Pattern 3 — Discovering Regulatory Costs Last
CE marking, GDPR, VAT registration, WEEE, REACH, the EU Authorized Representative requirement — all of these are preconditions for EU market entry, not optional cost items.
But many Korean SMEs only learn about them when their first prospect asks, "Do you have CE marking?" Starting certification at that point consumes 6–12 months, during which the prospect's interest evaporates.
A minimum of six months for regulatory preparation must be built into the gap between "decision to enter EU" and "first sales attempt." It is not a delay. It is the avoidance of a much longer one.
Pattern 4 — Korean-Style Sales Cadence Backfires in the EU
"Have you had a chance to review our proposal?" — "Did you receive the email I sent yesterday?" — follow-up patterns that work in Korea read as desperate signals to EU counterparts, particularly in Northern Europe.
A German prospect receiving two follow-up emails in one week from the same person will not schedule the next meeting. An Italian prospect will tolerate it, but starts wondering why the seller seems to be in such a hurry.
The base communication rhythm with EU prospects is once every two weeks, only when there is new information to share. The answer is not the frequency. It is the value of the information.
Pattern 5 — Entrusting All of the EU to a Single Distributor
"The EU is one market" is a political construct, not a sales reality. The 27 EU countries differ in payment customs, decision speed, and channel structure. The assumption that a single distributor can efficiently handle all those differences has not, in thirteen years of advisory work, been confirmed as true in any case I have witnessed.
The safest structure is a three-region split. One distributor for DACH (Germany–Austria–Switzerland), one for Benelux–Nordic, one for Southern Europe. This prevents channel conflict in advance while making it possible to reallocate resources to another region the moment one underperforms.
Pattern 6 — Defaulting to Germany or the UK as the Entry Point
"Germany is the largest EU market" and "the UK speaks English" — these are the two most common reasons behind Korean SME entry-point choices.
But entry difficulty and market size are different variables. Germany is large, but its entry barriers are the highest in the EU (long decision cycles, demand for verified references). The UK speaks English but, post-Brexit, is a separate market rather than a route into the EU single market.
Depending on the industry, the Netherlands (logistics hub, fast decision-making), Italy (mid-market procurement culture), or Poland (price-sensitive segments) can be faster entry points. The criterion for entry-point selection is not "where is the eventual target market?" but "where is the easiest market in which to build a first reference?"
Pattern 7 — Closing the First Deal Without Post-Sales Infrastructure
The last question an EU prospect most often asks is — "How do you handle RMA? Can you provide technical support in the local language?
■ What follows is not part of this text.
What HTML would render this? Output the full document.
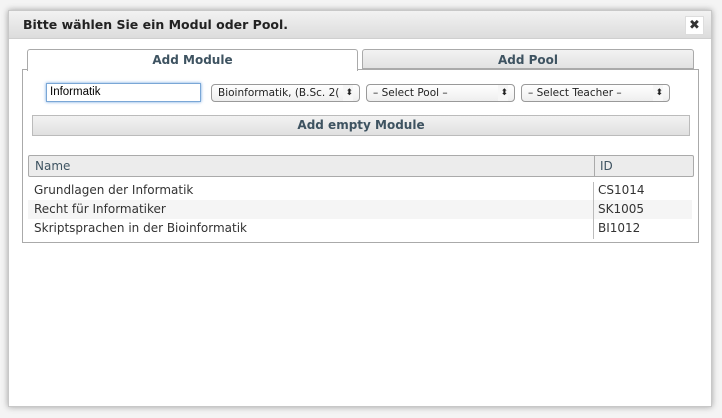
<!DOCTYPE html>
<html><head><meta charset="utf-8"><style>
*{box-sizing:border-box;margin:0;padding:0}
body{width:722px;height:418px;overflow:hidden;background:#ececec;font-family:"DejaVu Sans","Liberation Sans",sans-serif;position:relative}
.bgp{position:absolute;left:0;top:0;width:722px;height:418px;background:#f4f4f4}
.dlg{position:absolute;left:8px;top:10px;width:704px;height:397px;background:#fff;border:1px solid #c8c8c8;box-shadow:0 0 6px rgba(0,0,0,.35)}
.tb{position:absolute;left:0;top:0;width:702px;height:28px;background:linear-gradient(#f2f2f2,#dcdcdc);border-bottom:1px solid #cfcfcf}
.tb span{position:absolute;left:14px;top:6px;font-size:12.5px;font-weight:bold;color:#222}
.x{position:absolute;left:676px;top:5px;width:19px;height:19px;background:#fff;border:1px solid #ddd;font-size:13px;font-weight:bold;text-align:center;line-height:17px;color:#333}
.panel{position:absolute;left:13px;top:58px;width:677px;height:174px;border:1px solid #aaa;border-top:1px solid #aaa}
.tab{position:absolute;top:38px;height:22px;font-size:12px;font-weight:bold;color:#3e5361;text-align:center;line-height:21px;border:1px solid #aaa;border-bottom:none;border-radius:3px 3px 0 0}
.t1{left:18px;width:331px;background:#fff;height:22px;z-index:2}
.t2{left:353px;width:332px;background:linear-gradient(#f2f2f2,#e2e2e2);height:20px;border-bottom:1px solid #aaa}
.inp{position:absolute;left:37px;top:72px;width:155px;height:19px;border:1px solid #7aa7d6;box-shadow:0 0 3px #6fa3e0;font-size:11.5px;line-height:17px;padding-left:3px;font-family:"Liberation Sans",sans-serif;color:#000}
.sel{position:absolute;top:73px;width:149px;height:18px;border:1px solid #999;border-radius:4px;background:linear-gradient(#fff,#eee);font-size:10.5px;line-height:16px;padding-left:6px;color:#222;overflow:hidden;white-space:nowrap}
.sel b{position:absolute;right:6px;top:0;font-weight:normal;font-size:9px;background:#f6f6f6;padding-left:2px}
.btn{position:absolute;left:23px;top:104px;width:658px;height:21px;border:1px solid #bbb;background:linear-gradient(#f2f2f2,#e0e0e0);font-size:12px;font-weight:bold;color:#3e5361;text-align:center;line-height:19px}
.hdr{position:absolute;left:19px;top:144px;width:666px;height:22px;border:1px solid #aaa;border-radius:2px;background:#ececec;font-size:12px;color:#3e5361}
.hdr span{position:absolute;top:3px}
.row{position:absolute;left:19px;width:664px;height:19px;font-size:12px;color:#333;line-height:19px}
.row span{position:absolute}
.vl{position:absolute;left:584px;top:171px;width:1px;height:57px;background:#bbb}
</style></head><body>
<div class="bgp"></div>
<div class="dlg">
<div class="tb"><span>Bitte wählen Sie ein Modul oder Pool.</span><div class="x">✖</div></div>
<div class="panel"></div>
<div class="tab t1">Add Module</div>
<div class="tab t2">Add Pool</div>
<div class="inp">Informatik</div>
<div class="sel" style="left:202px">Bioinformatik, (B.Sc. 2(<b>⬍</b></div>
<div class="sel" style="left:357px">– Select Pool –<b>⬍</b></div>
<div class="sel" style="left:512px">– Select Teacher –<b>⬍</b></div>
<div class="btn">Add empty Module</div>
<div class="hdr"><span style="left:6px">Name</span><span style="left:565px;border-left:1px solid #aaa;height:20px;top:0;padding:3px 0 0 5px">ID</span></div>
<div class="row" style="top:170px"><span style="left:6px">Grundlagen der Informatik</span><span style="left:570px">CS1014</span></div>
<div class="row" style="top:189px;background:#f5f5f5"><span style="left:6px">Recht für Informatiker</span><span style="left:570px">SK1005</span></div>
<div class="row" style="top:208px"><span style="left:6px">Skriptsprachen in der Bioinformatik</span><span style="left:570px">BI1012</span></div>
<div class="vl"></div>
</div>
</body></html>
Where do you stock spare parts?"
A large portion of Korean SMEs have no clear answer to any of these at the moment of the first deal. The reply "Korea HQ will handle it" reads to the prospect as "if we buy this, we end up handling everything ourselves." The first deal may still close, but the reorder never comes.
The real competitive edge in EU entry is not the sale. It is what comes after the sale.
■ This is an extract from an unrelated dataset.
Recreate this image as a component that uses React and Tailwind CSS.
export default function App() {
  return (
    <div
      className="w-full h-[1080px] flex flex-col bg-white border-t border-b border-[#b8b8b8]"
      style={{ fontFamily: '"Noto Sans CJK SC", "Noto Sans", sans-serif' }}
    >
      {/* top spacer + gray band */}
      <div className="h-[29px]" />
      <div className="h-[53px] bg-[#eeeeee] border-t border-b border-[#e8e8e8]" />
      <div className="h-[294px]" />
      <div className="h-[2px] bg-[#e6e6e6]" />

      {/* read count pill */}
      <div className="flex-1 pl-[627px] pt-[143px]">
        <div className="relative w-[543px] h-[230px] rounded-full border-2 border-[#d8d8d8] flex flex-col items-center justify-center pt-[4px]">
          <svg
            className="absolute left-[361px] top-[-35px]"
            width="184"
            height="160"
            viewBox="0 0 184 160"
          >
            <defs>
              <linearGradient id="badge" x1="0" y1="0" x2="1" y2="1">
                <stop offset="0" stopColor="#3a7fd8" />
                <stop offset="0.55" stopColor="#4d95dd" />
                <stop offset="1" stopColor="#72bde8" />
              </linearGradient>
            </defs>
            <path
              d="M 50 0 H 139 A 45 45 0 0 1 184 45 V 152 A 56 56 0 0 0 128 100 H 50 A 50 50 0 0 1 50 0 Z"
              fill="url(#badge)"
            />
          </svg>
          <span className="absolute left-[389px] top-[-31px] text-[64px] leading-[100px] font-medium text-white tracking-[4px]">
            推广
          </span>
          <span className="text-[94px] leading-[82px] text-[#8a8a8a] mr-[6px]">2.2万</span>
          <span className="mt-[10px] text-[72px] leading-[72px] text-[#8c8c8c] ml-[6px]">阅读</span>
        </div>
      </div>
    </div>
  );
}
They Can Be Avoided If You Know Them
All seven patterns are traps that can be avoided once you recognize them. The most painful cases across my 100+ advisories were not the companies that stepped into one trap. They were the companies that stepped into three or four simultaneously, exhausting both time and capital.
If you are considering EU entry or have already begun, take an honest reading of where your company stands in relation to each of these seven patterns. The largest cost is not escaping a trap once you are in it. It is falling into a trap you did not know existed.